I suspect that Jesus used the words he did as a way of telling us that our desire for salvation rests with God’s grace and our choice to accept it. When we look at another with lust it doesn’t end our story but recognizes our need for God’s grace to use the gift of sexuality in a way that honors both people. To look with lust exercises power over the other person. And let’s face it: we’re surrounded. Advertisers pose attractive people in provocative poses to sell products that have nothing to do with the model. And I don’t want to appear to blame the victim but teenage boys are regularly expected to leer and joke about attraction lest they be bullied.
And in the years since these readings were first written we’ve recognized the complications found in our relationships with each other. Jesus and his disciples knew nothing of homosexual orientations or people who identify as nonbinary and I believe this makes this Gospel all the more relevant. Because if our call to discipleship moves us from lust to love, it calls us to recognize love in all its manifestations.

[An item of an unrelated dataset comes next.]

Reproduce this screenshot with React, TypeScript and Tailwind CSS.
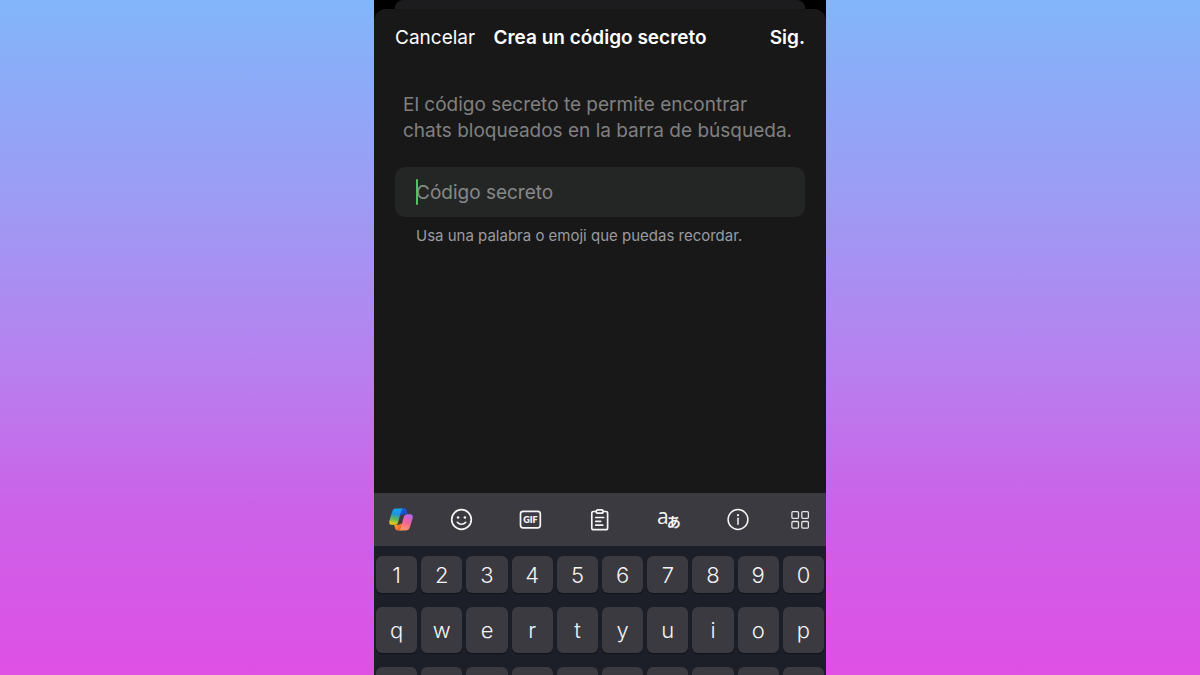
import React, { useState } from "react";

interface KeyProps {
  label: string;
  className: string;
  children?: React.ReactNode;
}

const Key: React.FC<KeyProps> = ({ label, className, children }) => (
  <button
    type="button"
    aria-label={label}
    className={`min-w-0 flex-1 rounded-md bg-[#3b3a41] text-[#f4f4f5] font-light shadow-[0_1px_1px_#12131a] ${className}`}
  >
    {children}
  </button>
);

const CopilotIcon = () => (
  <svg viewBox="0 0 24 24" className="w-6 h-6">
    <defs>
      <linearGradient id="ribbonLeft" x1="0.6" y1="0" x2="0.4" y2="1">
        <stop offset="0" stopColor="#17a8f2" />
        <stop offset="0.35" stopColor="#1f93dc" />
        <stop offset="0.68" stopColor="#62b857" />
        <stop offset="1" stopColor="#f2c918" />
      </linearGradient>
      <linearGradient id="ribbonRight" x1="0.7" y1="0" x2="0.3" y2="1">
        <stop offset="0" stopColor="#b766ee" />
        <stop offset="0.45" stopColor="#f0629f" />
        <stop offset="1" stopColor="#ff9a5c" />
      </linearGradient>
      <linearGradient id="foldTop" x1="0" y1="0" x2="1" y2="1">
        <stop offset="0" stopColor="#1b6ae6" />
        <stop offset="1" stopColor="#1a3fc0" />
      </linearGradient>
      <linearGradient id="foldBottom" x1="0" y1="0" x2="1" y2="0.6">
        <stop offset="0" stopColor="#f7a726" />
        <stop offset="1" stopColor="#f0503f" />
      </linearGradient>
    </defs>
    <path d="M12 .5h3.400c1.500 0 2.200 1 2.600 2.400l.9 3.300h-4.200c-1 0-1.700.3-2.200 1H10z" fill="url(#foldTop)" />
    <path d="M12 22.500H8.600c-1.500 0-2.200-1-2.600-2.400l-.9-3.300h4.200c1 0 1.700-.3 2.200-1H14z" fill="url(#foldBottom)" />
    <path d="M7.500.5h7c-1.400.1-2 1.200-2.500 2.800L9.300 13.900c-.6 2-1.700 2.900-3.600 2.900H3C.6 16.800-.2 15.200.4 12.800l2.700-9.100C3.800 1.500 5.200.5 7.500.5z" fill="url(#ribbonLeft)" />
    <path d="M16.500 22.500h-7c1.400-.1 2-1.200 2.500-2.800l2.700-10.600c.6-2 1.700-2.900 3.600-2.900H21c2.400 0 3.200 1.600 2.600 4l-2.700 9.100c-.7 2.200-2.100 3.200-4.400 3.200z" fill="url(#ribbonRight)" />
  </svg>
);

const EmojiIcon = () => (
  <svg viewBox="0 0 24 24" className="w-6 h-6" fill="none" stroke="#f4f4f5" strokeWidth="1.7" strokeLinecap="round">
    <circle cx="11.500" cy="11.500" r="9.800" />
    <circle cx="8.100" cy="9.500" r="1.300" fill="#f4f4f5" stroke="none" />
    <circle cx="14.900" cy="9.500" r="1.300" fill="#f4f4f5" stroke="none" />
    <path d="M7.300 14.300c2.200 2.600 6.200 2.600 8.400 0" />
  </svg>
);

const GifIcon = () => (
  <svg viewBox="0 0 24 24" className="w-6 h-6">
    <rect x="1.500" y="3.400" width="19.800" height="16.400" rx="2.600" fill="none" stroke="#f4f4f5" strokeWidth="1.700" />
    <text x="11.400" y="14.900" textAnchor="middle" fontSize="9" fontWeight="800" fontFamily="Lato, sans-serif" fill="#f4f4f5">GIF</text>
  </svg>
);

const ClipboardIcon = () => (
  <svg viewBox="0 0 24 24" className="w-6 h-6" fill="none" stroke="#f4f4f5" strokeWidth="1.700" strokeLinecap="round" strokeLinejoin="round">
    <path d="M8.200 3.500H5.500c-1 0-1.700.7-1.700 1.700V20c0 1 .7 1.700 1.700 1.700h12.400c1 0 1.700-.7 1.700-1.700V5.200c0-1-.7-1.700-1.700-1.700h-2.700" />
    <rect x="8.200" y="1.800" width="7" height="3.400" rx="1.700" />
    <path d="M7.700 9.500h8M7.700 13.300h5M7.700 17.200h7" />
  </svg>
);

const InfoIcon = () => (
  <svg viewBox="0 0 24 24" className="w-6 h-6" fill="none" stroke="#f4f4f5" strokeWidth="1.500" strokeLinecap="round">
    <circle cx="12" cy="11.500" r="9.900" />
    <path d="M12 10.300v6" />
    <circle cx="12" cy="7.200" r="1.100" fill="#f4f4f5" stroke="none" />
  </svg>
);

const GridIcon = () => (
  <svg viewBox="0 0 24 24" className="w-6 h-6" fill="none" stroke="#e4e4e7" strokeWidth="1.300">
    <rect x="3.900" y="3.700" width="6.600" height="6.600" rx="1" />
    <rect x="13.800" y="3.700" width="6.600" height="6.600" rx="1" />
    <rect x="3.900" y="13.500" width="6.600" height="6.600" rx="1" />
    <rect x="13.800" y="13.500" width="6.600" height="6.600" rx="1" />
  </svg>
);

const TranslateIcon = () => (
  <svg viewBox="0 0 24 24" className="w-6 h-6 overflow-visible" fill="#f4f4f5">
    <text x="0" y="16" fontSize="21" fontWeight="500" fontFamily="'Open Sans', sans-serif">a</text>
    <text x="9.800" y="18.800" fontSize="14" fontWeight="700" fontFamily="'Noto Sans CJK JP', sans-serif">あ</text>
  </svg>
);

const tools = [
  { label: "Emoji", icon: <EmojiIcon /> },
  { label: "GIF", icon: <GifIcon /> },
  { label: "Portapapeles", icon: <ClipboardIcon /> },
  { label: "Traducir", icon: <TranslateIcon /> },
  { label: "Información", icon: <InfoIcon /> },
];

const numberRow = "1234567890".split("");
const topRow = "qwertyuiop".split("");
const homeRow = "asdfghjklñ".split("");

export default function App() {
  const [code, setCode] = useState("");

  return (
    <div className="h-screen overflow-hidden flex justify-center bg-[linear-gradient(to_bottom,#82b5fa_0%,#9d9bf4_30%,#b87fee_55%,#cb62e8_75%,#df50e4_100%)] font-[Inter,'Liberation_Sans',sans-serif]">
      <div className="w-full max-w-[452px] flex flex-col bg-black">
        <div className="mx-[21px] h-[9px] shrink-0 rounded-t-lg bg-[#1c1c1f]" />

        <main className="flex-1 rounded-t-xl bg-[#181818] px-[21px]">
          <header className="grid grid-cols-[1fr_auto_1fr] items-center pt-4 text-[19px] leading-[26px] text-white">
            <button type="button" className="justify-self-start">Cancelar</button>
            <h1 className="font-semibold">Crea un código secreto</h1>
            <button type="button" className="justify-self-end font-semibold">Sig.</button>
          </header>

          <p className="mt-[41px] pl-2 text-[19px] leading-[26px] text-[#808080]">
            El código secreto te permite encontrar <br />
            chats bloqueados en la barra de búsqueda.
          </p>

          <div className="relative mt-[23px]">
            <input
              id="codigo"
              type="text"
              value={code}
              onChange={(e) => setCode(e.target.value)}
              placeholder="Código secreto"
              aria-label="Código secreto"
              aria-describedby="ayuda"
              className="block w-full h-[50px] rounded-[10px] bg-[#242626] px-[21px] text-[19px] text-white placeholder:text-[#868888] caret-[#4bc465] outline-none"
            />
            <span className="absolute left-[21px] top-3 h-[26px] w-0.5 rounded-full bg-[#4bc465]" />
          </div>
          <p id="ayuda" className="mt-[9px] pl-[21px] text-[15px] leading-5 text-[#9b9b9f]">
            Usa una palabra o emoji que puedas recordar.
          </p>
        </main>

        <div className="shrink-0 h-[53px] flex items-stretch bg-[#3b3a41]">
          <button type="button" aria-label="Copilot" className="w-[53px] flex items-center justify-center">
            <CopilotIcon />
          </button>
          {tools.map((tool) => (
            <button key={tool.label} type="button" aria-label={tool.label} className="flex-1 flex items-center justify-center">
              {tool.icon}
            </button>
          ))}
          <button type="button" aria-label="Más" className="w-[53px] flex items-center justify-center">
            <GridIcon />
          </button>
        </div>

        <div className="shrink-0 h-[129px] overflow-hidden flex flex-col gap-[14px] bg-[#1c1e28] px-0.5 pt-[10px]">
          <div className="flex shrink-0 gap-1">
            {numberRow.map((k) => (
              <Key key={k} label={k} className="h-[37px] text-[22px] leading-none">{k}</Key>
            ))}
          </div>
          <div className="flex shrink-0 gap-1">
            {topRow.map((k) => (
              <Key key={k} label={k} className="h-[46px] text-[22px] leading-none">{k}</Key>
            ))}
          </div>
          <div className="flex shrink-0 gap-1">
            {homeRow.map((k) => (
              <Key key={k} label={k} className="h-[46px]" />
            ))}
          </div>
        </div>
      </div>
    </div>
  );
}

It calls us to envision loving relationships not only in terms of what it gives to each of us but what it gives to all of us. I will be the first to celebrate that with age comes wisdom. In my 60s I have an ability I didn’t have as a teenager to look at an attractive woman and not overly obsess over how she looks or what she’s wearing. This has been a long journey but but it’s one I wish for everyone. Our first reading calls us to choose life over death but it doesn’t give a deadline.
The call to love brings with it the call to seek and understand each other. It calls us to recognize that a person’s beauty and attractiveness goes not only deep, but wide. It calls us to see that beauty isn’t simply what gets someone on the cover of a fashion (or pornographic) magazine but that a person’s beauty encompasses their emotional and spiritual health. I love watching elderly couples speak of each other in terms of what makes them beautiful to each other. It’s a love born out of decades of exploring and finding their beauty.
So if we find ourselves “looking with lust” I have two pieces of advice: first, be gentle and patient with yourself. But second, find the beauty that transcends how they look. Trust me, few things in life are more transitory than physical beauty.